## DIRECTION
From the listing below, pull out all lines with "page" in them.
%%
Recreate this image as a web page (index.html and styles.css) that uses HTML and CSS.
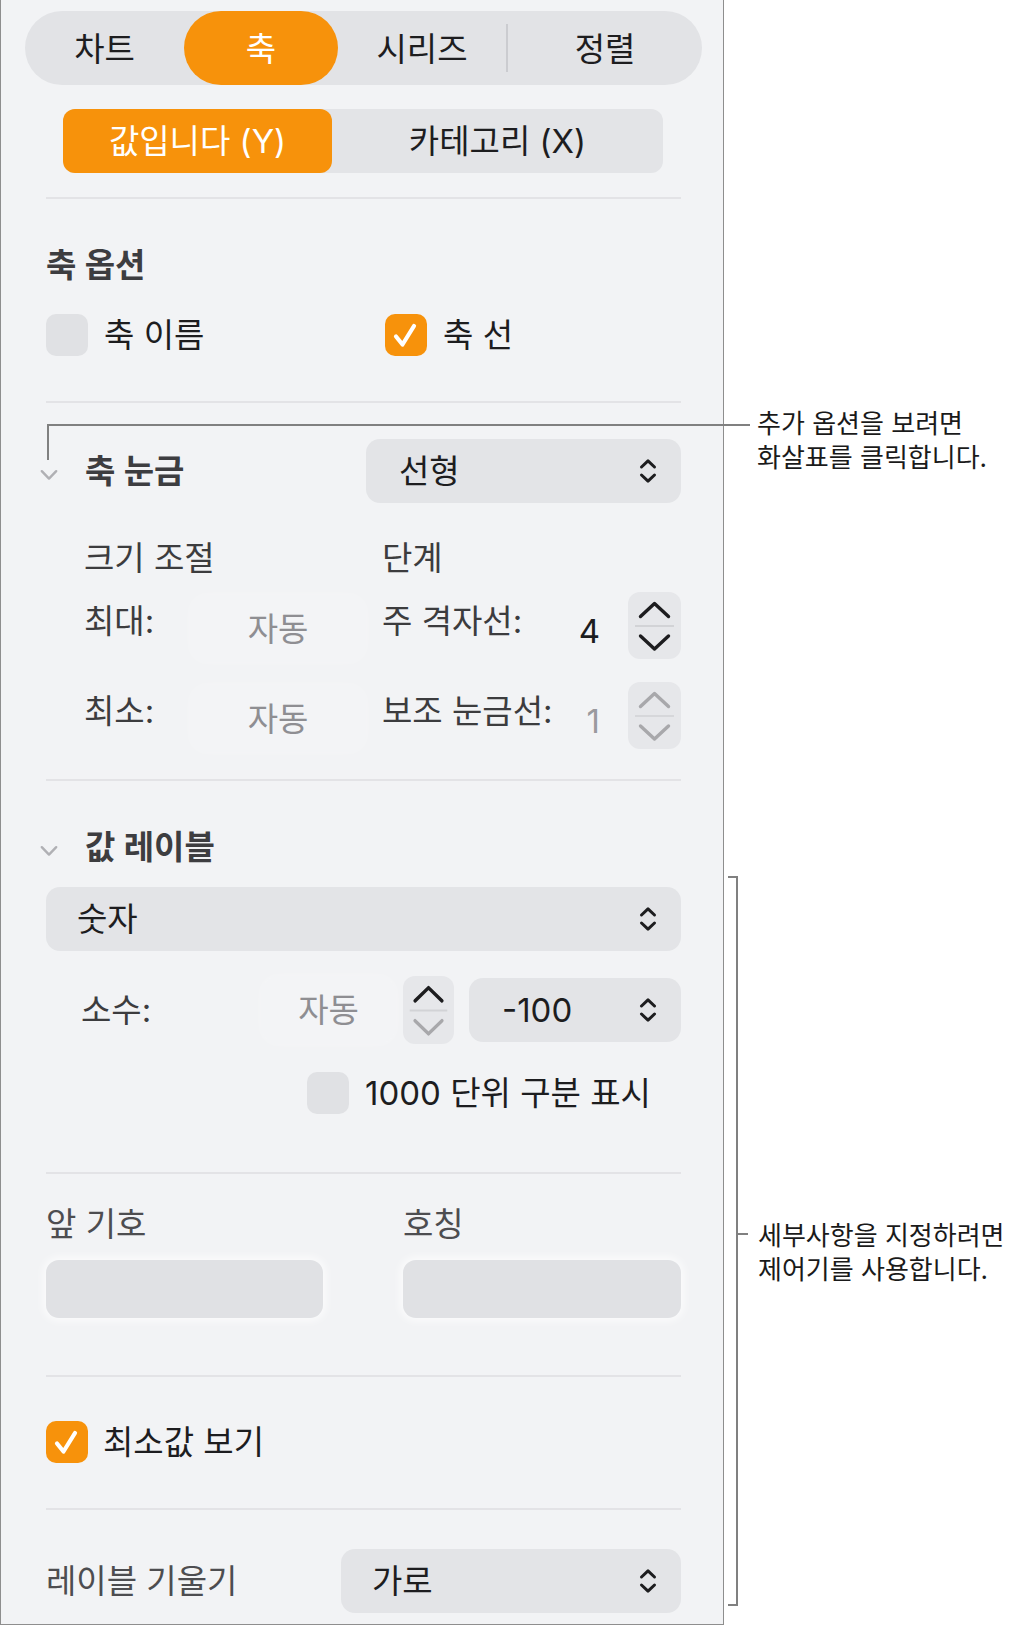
FILE: index.html
```html
<!doctype html>
<html lang="ko">
	<head>
		<meta charset="UTF-8">
		<title>축 포맷</title>
		<link rel="stylesheet" href="styles.css">
	</head>
	<body>
		<div class="page">
			<div class="panel">
				<div class="tabs">
					<div class="tab tab-chart">차트</div>
					<div class="tab tab-axis on">축</div>
					<div class="tab tab-series">시리즈</div>
					<div class="tab-sep"></div>
					<div class="tab tab-sort">정렬</div>
				</div>
				<div class="subtabs">
					<div class="subtab on">값입니다 (Y)</div>
					<div class="subtab">카테고리 (X)</div>
				</div>

				<div class="rule rule-top"></div>

				<div class="heading">축 옵션</div>
				<div class="checks">
					<div class="check"><span class="box"></span>축 이름</div>
					<div class="check"><span class="box on"><svg width="42" height="42" viewBox="0 0 42 42"><path d="M11 22.5 17.5 30.5 29 12" fill="none" stroke="#fff" stroke-width="4.2" stroke-linecap="round" stroke-linejoin="round"/></svg></span>축 선</div>
				</div>

				<div class="rule rule-options"></div>

				<div class="tickrow">
					<svg class="chev" width="18" height="12" viewBox="0 0 18 12"><path d="M1.8 2.2 9 9.6 16.2 2.2" fill="none" stroke="#b0b0b4" stroke-width="2.4" stroke-linecap="round" stroke-linejoin="round"/></svg>
					<div class="title">축 눈금</div>
					<div class="select select-scale">
						<span>선형</span>
						<svg class="updown" width="20" height="28" viewBox="0 0 20 28"><path d="M3.5 10 10 3.8 16.5 10M3.5 18 10 24.2 16.5 18" fill="none" stroke="#1d1d1f" stroke-width="3" stroke-linecap="round" stroke-linejoin="round"/></svg>
					</div>
				</div>

				<div class="scale">
					<div class="col-head">크기 조절</div>
					<div class="col-head">단계</div>

					<div class="field-row row-one">
						<span class="label">최대:</span>
						<span class="ghost">자동</span>
					</div>
					<div class="step-row row-one">
						<span class="label">주 격자선:</span>
						<span class="num">4</span>
						<div class="stepper">
							<svg width="53" height="67" viewBox="0 0 53 67"><path d="M12.5 24.5 26.5 11.5 40.5 24.5" fill="none" stroke="#1d1d1f" stroke-width="3.4" stroke-linecap="round" stroke-linejoin="round"/><path d="M7 34H46" stroke="#d2d3d6" stroke-width="2"/><path d="M12.5 44 26.5 57 40.5 44" fill="none" stroke="#1d1d1f" stroke-width="3.4" stroke-linecap="round" stroke-linejoin="round"/></svg>
						</div>
					</div>

					<div class="field-row row-two">
						<span class="label">최소:</span>
						<span class="ghost">자동</span>
					</div>
					<div class="step-row row-two">
						<span class="label">보조 눈금선:</span>
						<span class="num off">1</span>
						<div class="stepper">
							<svg width="53" height="67" viewBox="0 0 53 67"><path d="M12.5 24.5 26.5 11.5 40.5 24.5" fill="none" stroke="#a8a8ab" stroke-width="3.4" stroke-linecap="round" stroke-linejoin="round"/><path d="M7 34H46" stroke="#d6d7da" stroke-width="2"/><path d="M12.5 44 26.5 57 40.5 44" fill="none" stroke="#a8a8ab" stroke-width="3.4" stroke-linecap="round" stroke-linejoin="round"/></svg>
						</div>
					</div>
				</div>

				<div class="rule rule-scale"></div>

				<div class="labelrow">
					<svg class="chev" width="18" height="12" viewBox="0 0 18 12"><path d="M1.8 2.2 9 9.6 16.2 2.2" fill="none" stroke="#b0b0b4" stroke-width="2.4" stroke-linecap="round" stroke-linejoin="round"/></svg>
					<div class="title">값 레이블</div>
				</div>
				<div class="select select-format">
					<span>숫자</span>
					<svg class="updown" width="20" height="28" viewBox="0 0 20 28"><path d="M3.5 10 10 3.8 16.5 10M3.5 18 10 24.2 16.5 18" fill="none" stroke="#1d1d1f" stroke-width="3" stroke-linecap="round" stroke-linejoin="round"/></svg>
				</div>

				<div class="decimals">
					<span class="label">소수:</span>
					<span class="ghost">자동</span>
					<div class="stepper">
						<svg width="51" height="68" viewBox="0 0 53 67" preserveAspectRatio="none"><path d="M12.5 24.5 26.5 11.5 40.5 24.5" fill="none" stroke="#1d1d1f" stroke-width="3.4" stroke-linecap="round" stroke-linejoin="round"/><path d="M7 34H46" stroke="#d2d3d6" stroke-width="2"/><path d="M12.5 44 26.5 57 40.5 44" fill="none" stroke="#a8a8ab" stroke-width="3.4" stroke-linecap="round" stroke-linejoin="round"/></svg>
					</div>
					<div class="select select-neg">
						<span>-100</span>
						<svg class="updown" width="20" height="28" viewBox="0 0 20 28"><path d="M3.5 10 10 3.8 16.5 10M3.5 18 10 24.2 16.5 18" fill="none" stroke="#1d1d1f" stroke-width="3" stroke-linecap="round" stroke-linejoin="round"/></svg>
					</div>
				</div>

				<div class="check check-thousands"><span class="box"></span>1000 단위 구분 표시</div>

				<div class="rule rule-format"></div>

				<div class="affix">
					<div class="affix-label">앞 기호</div>
					<div class="affix-label">호칭</div>
					<div class="affix-input"></div>
					<div class="affix-input"></div>
				</div>

				<div class="rule rule-affix"></div>

				<div class="check check-min"><span class="box on"><svg width="42" height="42" viewBox="0 0 42 42"><path d="M11 22.5 17.5 30.5 29 12" fill="none" stroke="#fff" stroke-width="4.2" stroke-linecap="round" stroke-linejoin="round"/></svg></span>최소값 보기</div>

				<div class="rule rule-min"></div>

				<div class="anglerow">
					<span class="affix-label">레이블 기울기</span>
					<div class="select select-angle">
						<span>가로</span>
						<svg class="updown" width="20" height="28" viewBox="0 0 20 28"><path d="M3.5 10 10 3.8 16.5 10M3.5 18 10 24.2 16.5 18" fill="none" stroke="#1d1d1f" stroke-width="3" stroke-linecap="round" stroke-linejoin="round"/></svg>
					</div>
				</div>
			</div>

			<!-- callouts -->
			<div class="lead lead-h"></div>
			<div class="lead lead-v"></div>
			<div class="note note-arrow">추가 옵션을 보려면<br>화살표를 클릭합니다.</div>
			<div class="bracket"></div>
			<div class="lead bracket-tick"></div>
			<div class="note note-controls">세부사항을 지정하려면<br>제어기를 사용합니다.</div>
		</div>
	</body>
</html>
```

FILE: styles.css
```css
*
{
	box-sizing: border-box;
}
body
{
	margin: 0;
	background: #fff;
	font-family: Inter, "Noto Sans CJK KR", "Noto Sans", sans-serif;
	color: #1d1d1f;
}
.page
{
	position: relative;
	width: 1015px;
	height: 1626px;
}
.panel
{
	width: 724px;
	height: 1625px;
	background: #f2f3f5;
	border: 1px solid #8e8e8e;
	border-top: 0;
	padding: 11px 42px 0 45px;
	font-size: 33px;
	line-height: 40px;
}

/* top segmented control */
.tabs
{
	display: flex;
	height: 74px;
	margin: 0 -21px;
	background: #e2e3e6;
	border-radius: 37px;
}
.tab
{
	display: flex;
	align-items: center;
	justify-content: center;
	padding-top: 2px;
	border-radius: 37px;
}
.tab-chart { width: 159px; }
.tab-axis { width: 154px; }
.tab-series { width: 168px; }
.tab-sort { flex: 1; }
.tab.on
{
	background: #f7920b;
	color: #fff;
}
.tab-sep
{
	width: 2px;
	height: 48px;
	align-self: center;
	background: #cbccd0;
}

.subtabs
{
	display: flex;
	height: 64px;
	margin: 24px 18px 0 17px;
	background: #e3e4e7;
	border-radius: 12px;
}
.subtab
{
	flex: 1;
	display: flex;
	align-items: center;
	justify-content: center;
}
.subtab.on
{
	flex: 0 0 269px;
	background: #f7920b;
	color: #fff;
	border-radius: 12px;
}

.rule
{
	height: 2px;
	background: #e3e3e6;
}
.rule-top { margin-top: 24px; }
.rule-options { margin-top: 45px; }
.rule-scale { margin-top: 30px; }
.rule-format { margin-top: 58px; }
.rule-affix { margin-top: 57px; }
.rule-min { margin-top: 45px; }

.heading
{
	margin-top: 46px;
	font-weight: 600;
	color: #3d3d40;
}
.title
{
	font-weight: 600;
	color: #3d3d40;
}

.checks
{
	display: grid;
	grid-template-columns: 339px 1fr;
	margin-top: 29px;
}
.check
{
	display: flex;
	align-items: center;
	gap: 16px;
	height: 42px;
}
.box
{
	flex: none;
	display: flex;
	width: 42px;
	height: 42px;
	border-radius: 10px;
	background: #e0e1e4;
}
.box.on
{
	background: #f7920b;
}
.check-thousands
{
	margin-top: 28px;
	padding-left: 261px;
}
.check-min
{
	margin-top: 44px;
	gap: 15px;
}

.chev
{
	flex: none;
	margin: 8px 27px 0 -6px;
}
.tickrow
{
	display: flex;
	align-items: center;
	height: 64px;
	margin-top: 36px;
}
.labelrow
{
	display: flex;
	align-items: center;
	margin-top: 46px;
}

.select
{
	display: flex;
	align-items: center;
	justify-content: space-between;
	height: 64px;
	padding: 0 23px 0 33px;
	background: #e3e4e7;
	border-radius: 14px;
}
.select-scale
{
	width: 315px;
	margin-left: auto;
}
.select-format
{
	margin-top: 20px;
	padding-left: 31px;
}
.select-neg
{
	flex: 1;
	margin-left: 15px;
}
.select-angle
{
	width: 340px;
	margin-left: auto;
	padding-left: 31px;
}

/* scale & steps */
.scale
{
	display: grid;
	grid-template-columns: 298px 1fr;
	padding-left: 38px;
	margin-top: 35px;
}
.col-head
{
	color: #3c3c3e;
}
.label
{
	color: #3c3c3e;
}
.field-row,
.step-row
{
	display: flex;
	align-items: center;
	height: 67px;
}
.row-one { margin-top: 14px; }
.row-two { margin-top: 23px; }
.field-row .label
{
	width: 106px;
	margin-bottom: 10px;
}
.step-row .label
{
	margin-bottom: 10px;
}
.ghost
{
	display: flex;
	align-items: center;
	justify-content: center;
	width: 176px;
	height: 67px;
	margin-top: 6px;
	color: #8e8e92;
	background: rgba(255, 255, 255, 0.14);
	border-radius: 18px;
	box-shadow: 0 0 6px rgba(255, 255, 255, 0.35);
}
.num
{
	margin: 10px 28px 0 auto;
}
.num.off
{
	color: #9a9a9e;
}
.stepper
{
	flex: none;
	width: 53px;
	height: 67px;
	background: #e6e7ea;
	border-radius: 12px;
}
.stepper svg
{
	display: block;
}

.decimals
{
	display: flex;
	align-items: center;
	height: 68px;
	margin-top: 25px;
}
.decimals .label
{
	width: 215px;
	padding-left: 35px;
}
.decimals .ghost
{
	width: 135px;
	height: 68px;
	margin: 0 7px 0 0;
}
.decimals .stepper
{
	width: 51px;
	height: 68px;
}

.affix
{
	display: grid;
	grid-template-columns: 277px 278px;
	column-gap: 80px;
	margin-top: 30px;
}
.affix-label
{
	color: #4d4d50;
}
.affix-input
{
	height: 58px;
	margin-top: 16px;
	background: #e0e1e4;
	border-radius: 13px;
	box-shadow: 0 0 8px 3px rgba(255, 255, 255, 0.7);
}

.anglerow
{
	display: flex;
	align-items: center;
	margin-top: 39px;
}

/* callouts */
.lead
{
	position: absolute;
	background: #808080;
}
.lead-h
{
	left: 47px;
	top: 424px;
	width: 703px;
	height: 2px;
}
.lead-v
{
	left: 47px;
	top: 424px;
	width: 2px;
	height: 36px;
}
.bracket
{
	position: absolute;
	left: 728px;
	top: 876px;
	width: 10px;
	height: 730px;
	border: 2px solid #808080;
	border-left: 0;
}
.bracket-tick
{
	left: 738px;
	top: 1233px;
	width: 10px;
	height: 2px;
}
.note
{
	position: absolute;
	font-size: 26px;
	line-height: 34px;
	color: #1a1a1a;
	white-space: nowrap;
}
.note-arrow
{
	left: 757px;
	top: 407px;
}
.note-controls
{
	left: 758px;
	top: 1219px;
}
```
%%
## TASK OUTPUT
Recreate this image as a web page (index.html and styles.css) that uses HTML and CSS.
		<div class="page">
.page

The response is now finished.